Directions ▸ Skip all pictures, then copy the lines from the start of the data through the line with "h-screen overflow-hidden bg-[#575757]", keeping both ends.

Source material ▸
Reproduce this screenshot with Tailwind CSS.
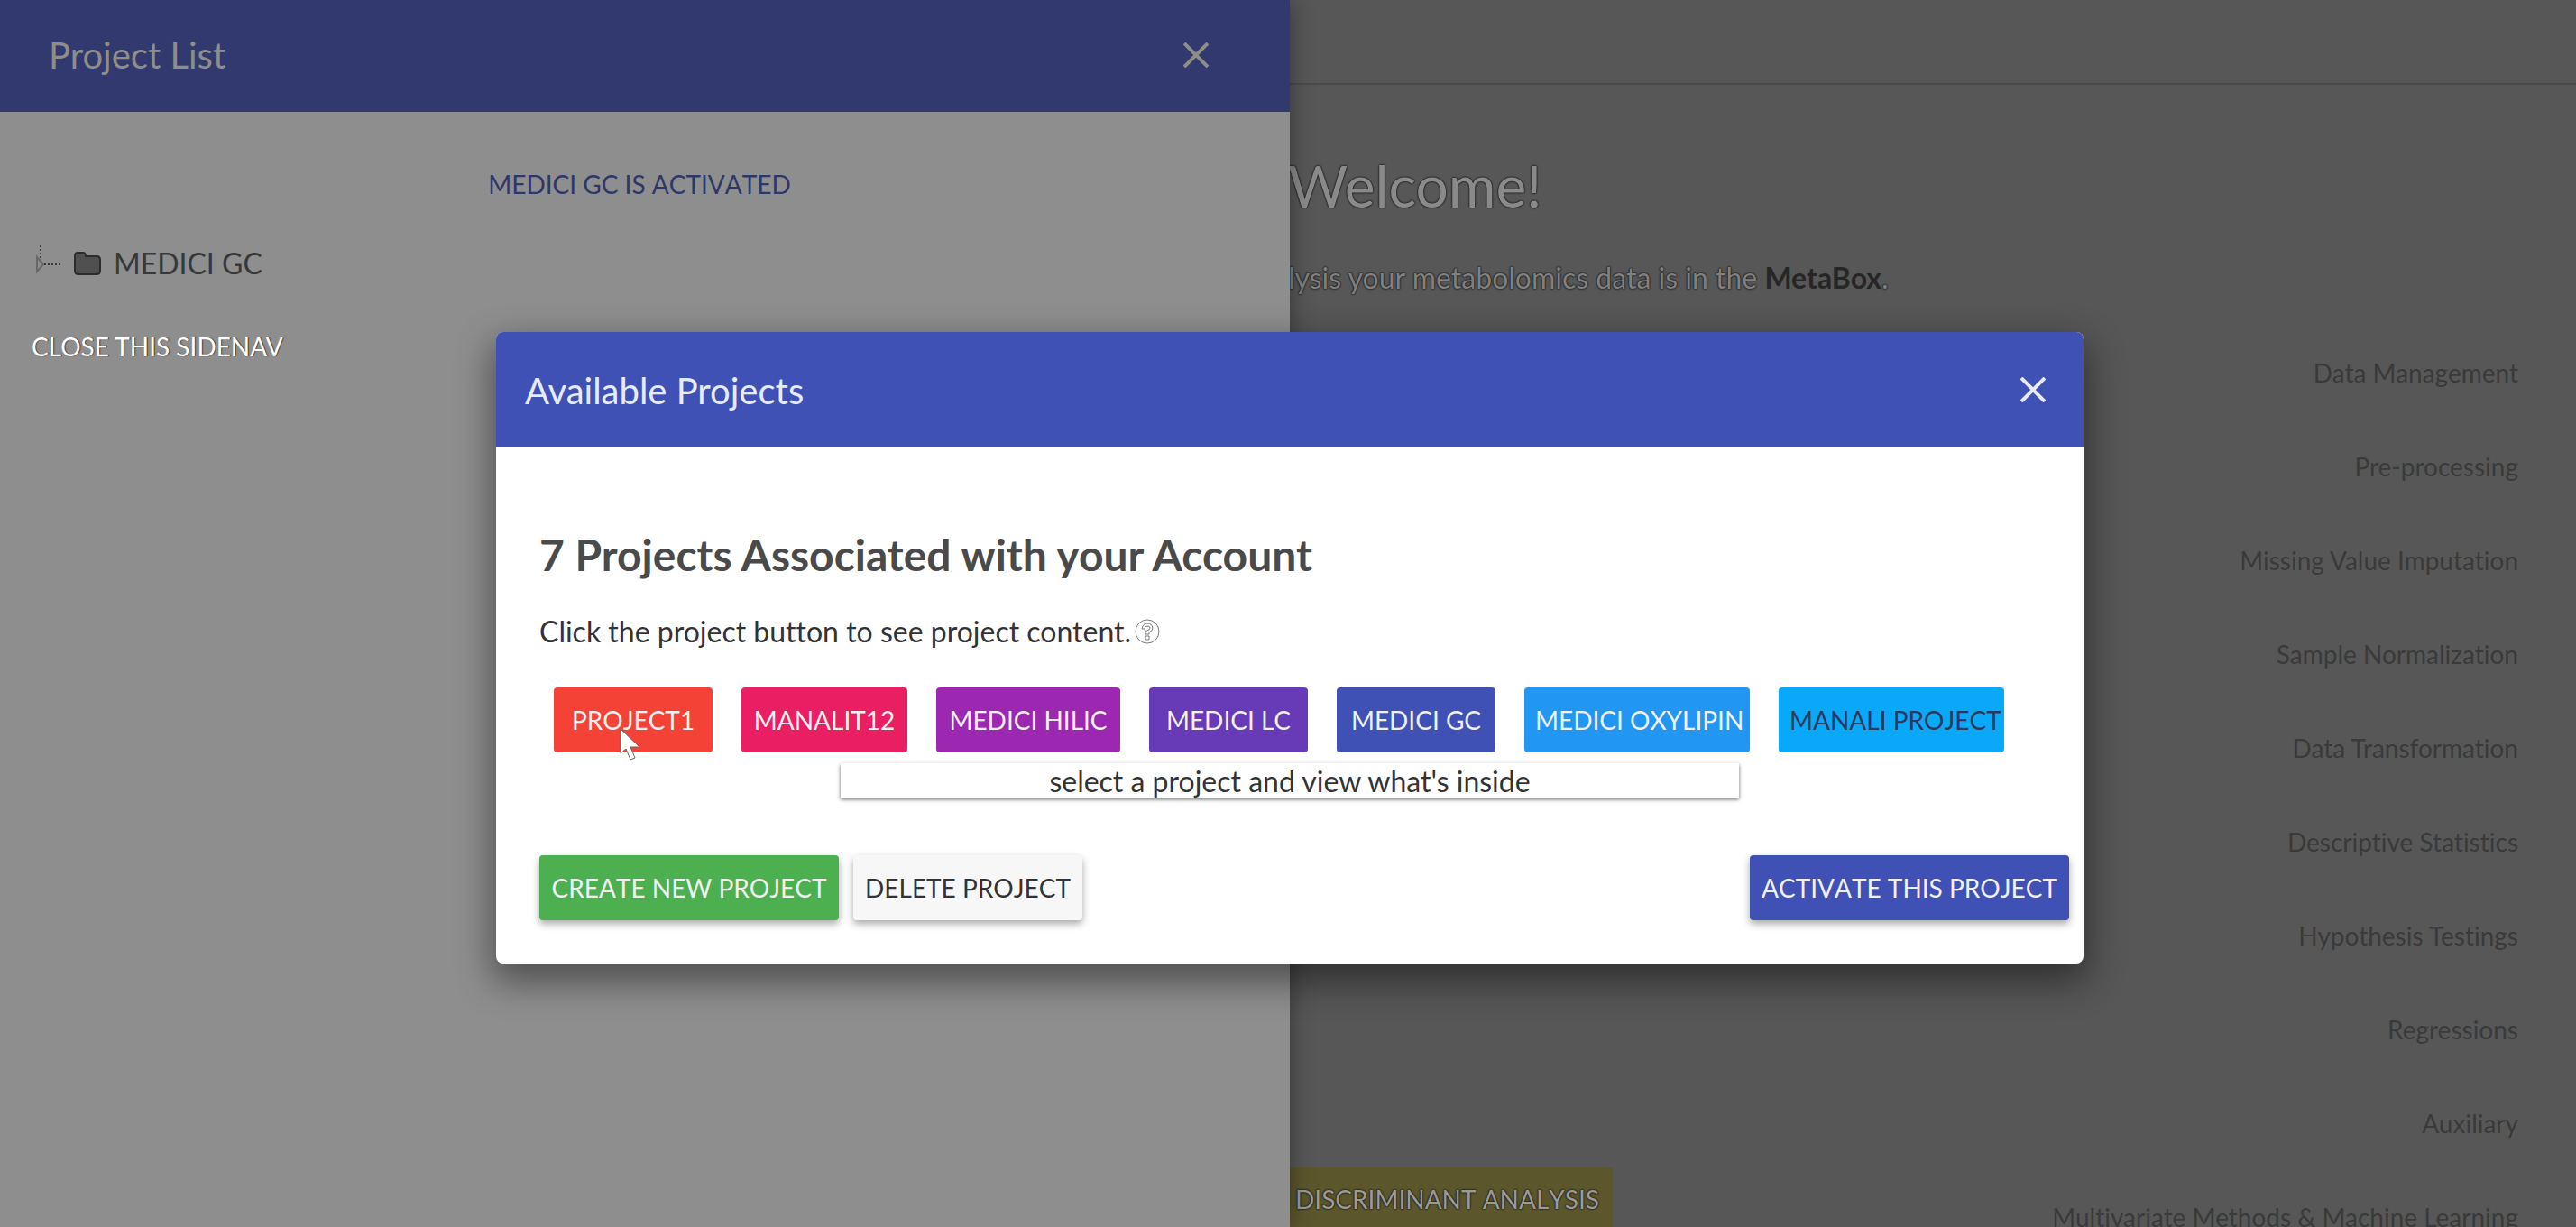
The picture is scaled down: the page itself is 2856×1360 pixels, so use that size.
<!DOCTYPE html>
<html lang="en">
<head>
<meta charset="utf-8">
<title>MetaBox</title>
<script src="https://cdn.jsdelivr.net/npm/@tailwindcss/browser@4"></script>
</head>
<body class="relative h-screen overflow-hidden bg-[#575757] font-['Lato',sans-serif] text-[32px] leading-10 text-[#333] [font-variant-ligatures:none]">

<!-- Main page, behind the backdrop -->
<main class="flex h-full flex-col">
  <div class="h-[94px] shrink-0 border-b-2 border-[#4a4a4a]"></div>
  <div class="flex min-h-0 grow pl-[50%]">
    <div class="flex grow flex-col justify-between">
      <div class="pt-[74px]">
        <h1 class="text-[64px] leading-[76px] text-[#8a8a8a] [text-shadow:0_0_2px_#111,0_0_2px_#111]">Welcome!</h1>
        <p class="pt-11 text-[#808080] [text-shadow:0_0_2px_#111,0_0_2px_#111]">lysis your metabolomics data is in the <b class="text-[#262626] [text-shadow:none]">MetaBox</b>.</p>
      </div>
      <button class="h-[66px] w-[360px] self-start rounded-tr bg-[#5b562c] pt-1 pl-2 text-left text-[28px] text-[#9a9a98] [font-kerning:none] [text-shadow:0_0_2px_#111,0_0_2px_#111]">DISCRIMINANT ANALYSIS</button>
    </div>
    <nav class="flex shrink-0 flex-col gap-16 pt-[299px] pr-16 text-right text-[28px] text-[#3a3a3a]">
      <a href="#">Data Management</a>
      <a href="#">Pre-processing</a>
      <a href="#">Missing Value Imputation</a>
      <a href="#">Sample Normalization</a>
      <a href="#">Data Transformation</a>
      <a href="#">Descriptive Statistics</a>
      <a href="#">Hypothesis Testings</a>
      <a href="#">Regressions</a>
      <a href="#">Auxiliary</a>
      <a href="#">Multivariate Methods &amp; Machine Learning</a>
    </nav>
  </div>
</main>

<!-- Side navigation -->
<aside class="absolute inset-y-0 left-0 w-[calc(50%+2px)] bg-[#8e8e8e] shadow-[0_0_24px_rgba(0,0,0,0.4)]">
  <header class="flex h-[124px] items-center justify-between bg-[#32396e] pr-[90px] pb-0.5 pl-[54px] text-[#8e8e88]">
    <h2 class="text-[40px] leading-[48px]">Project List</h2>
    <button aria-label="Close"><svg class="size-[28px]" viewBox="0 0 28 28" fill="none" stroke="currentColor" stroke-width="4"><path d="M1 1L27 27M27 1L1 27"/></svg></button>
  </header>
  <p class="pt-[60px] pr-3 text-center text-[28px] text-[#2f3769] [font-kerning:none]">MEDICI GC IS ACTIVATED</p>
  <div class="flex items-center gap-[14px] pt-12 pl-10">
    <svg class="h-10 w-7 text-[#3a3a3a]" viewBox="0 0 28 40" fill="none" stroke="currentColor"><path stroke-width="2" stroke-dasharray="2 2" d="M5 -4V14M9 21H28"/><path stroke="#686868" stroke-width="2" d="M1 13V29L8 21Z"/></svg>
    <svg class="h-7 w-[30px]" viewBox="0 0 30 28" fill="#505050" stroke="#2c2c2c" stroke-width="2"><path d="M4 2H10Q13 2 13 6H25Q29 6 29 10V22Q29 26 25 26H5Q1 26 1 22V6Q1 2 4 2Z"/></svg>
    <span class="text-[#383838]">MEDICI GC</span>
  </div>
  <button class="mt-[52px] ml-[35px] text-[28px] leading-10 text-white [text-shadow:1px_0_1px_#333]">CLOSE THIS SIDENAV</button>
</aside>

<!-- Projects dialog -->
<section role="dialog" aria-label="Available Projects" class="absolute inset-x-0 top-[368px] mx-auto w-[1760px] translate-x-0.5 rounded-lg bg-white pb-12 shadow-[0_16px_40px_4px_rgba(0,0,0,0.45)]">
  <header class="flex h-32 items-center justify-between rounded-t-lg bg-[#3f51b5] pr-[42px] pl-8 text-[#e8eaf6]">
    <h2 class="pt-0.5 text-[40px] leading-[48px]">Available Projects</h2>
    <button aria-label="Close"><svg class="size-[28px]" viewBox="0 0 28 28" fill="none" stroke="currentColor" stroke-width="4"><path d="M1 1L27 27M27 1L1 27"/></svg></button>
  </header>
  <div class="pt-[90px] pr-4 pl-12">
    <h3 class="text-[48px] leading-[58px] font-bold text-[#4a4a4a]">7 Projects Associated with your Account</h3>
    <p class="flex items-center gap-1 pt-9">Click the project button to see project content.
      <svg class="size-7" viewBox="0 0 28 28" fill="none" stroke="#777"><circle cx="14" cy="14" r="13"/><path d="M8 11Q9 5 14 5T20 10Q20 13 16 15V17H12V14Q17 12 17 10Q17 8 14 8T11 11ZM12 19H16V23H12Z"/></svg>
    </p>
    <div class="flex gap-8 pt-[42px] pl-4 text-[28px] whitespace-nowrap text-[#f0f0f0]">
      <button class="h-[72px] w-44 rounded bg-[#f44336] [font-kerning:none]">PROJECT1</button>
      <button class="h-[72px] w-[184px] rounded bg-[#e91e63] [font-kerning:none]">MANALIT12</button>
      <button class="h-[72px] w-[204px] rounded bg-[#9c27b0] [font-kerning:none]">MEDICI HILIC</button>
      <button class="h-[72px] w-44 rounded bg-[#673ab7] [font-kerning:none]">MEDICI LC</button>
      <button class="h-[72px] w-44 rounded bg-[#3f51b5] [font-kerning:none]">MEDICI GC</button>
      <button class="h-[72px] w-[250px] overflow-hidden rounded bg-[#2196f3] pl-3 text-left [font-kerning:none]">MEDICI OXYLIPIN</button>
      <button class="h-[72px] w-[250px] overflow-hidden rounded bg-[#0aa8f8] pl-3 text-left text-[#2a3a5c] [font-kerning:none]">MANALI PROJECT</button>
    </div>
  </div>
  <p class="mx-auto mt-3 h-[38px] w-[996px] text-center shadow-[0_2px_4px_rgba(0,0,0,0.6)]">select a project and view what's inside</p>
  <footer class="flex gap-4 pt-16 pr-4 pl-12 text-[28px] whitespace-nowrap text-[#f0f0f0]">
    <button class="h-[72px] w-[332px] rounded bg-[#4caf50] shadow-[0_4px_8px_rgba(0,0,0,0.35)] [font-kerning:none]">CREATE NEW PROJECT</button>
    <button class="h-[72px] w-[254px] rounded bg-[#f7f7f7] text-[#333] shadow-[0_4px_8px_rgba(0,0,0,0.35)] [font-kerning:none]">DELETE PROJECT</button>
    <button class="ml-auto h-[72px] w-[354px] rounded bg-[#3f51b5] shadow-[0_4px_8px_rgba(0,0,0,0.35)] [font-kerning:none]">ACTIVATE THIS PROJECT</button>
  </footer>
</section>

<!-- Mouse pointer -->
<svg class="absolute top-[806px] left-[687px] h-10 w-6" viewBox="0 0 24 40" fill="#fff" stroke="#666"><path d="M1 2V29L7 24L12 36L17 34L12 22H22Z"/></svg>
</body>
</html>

Solution for this problem ▸
Reproduce this screenshot with Tailwind CSS.
The picture is scaled down: the page itself is 2856×1360 pixels, so use that size.
<!DOCTYPE html>
<html lang="en">
<head>
<meta charset="utf-8">
<title>MetaBox</title>
<script src="https://cdn.jsdelivr.net/npm/@tailwindcss/browser@4"></script>
</head>
<body class="relative h-screen overflow-hidden bg-[#575757] font-['Lato',sans-serif] text-[32px] leading-10 text-[#333] [font-variant-ligatures:none]">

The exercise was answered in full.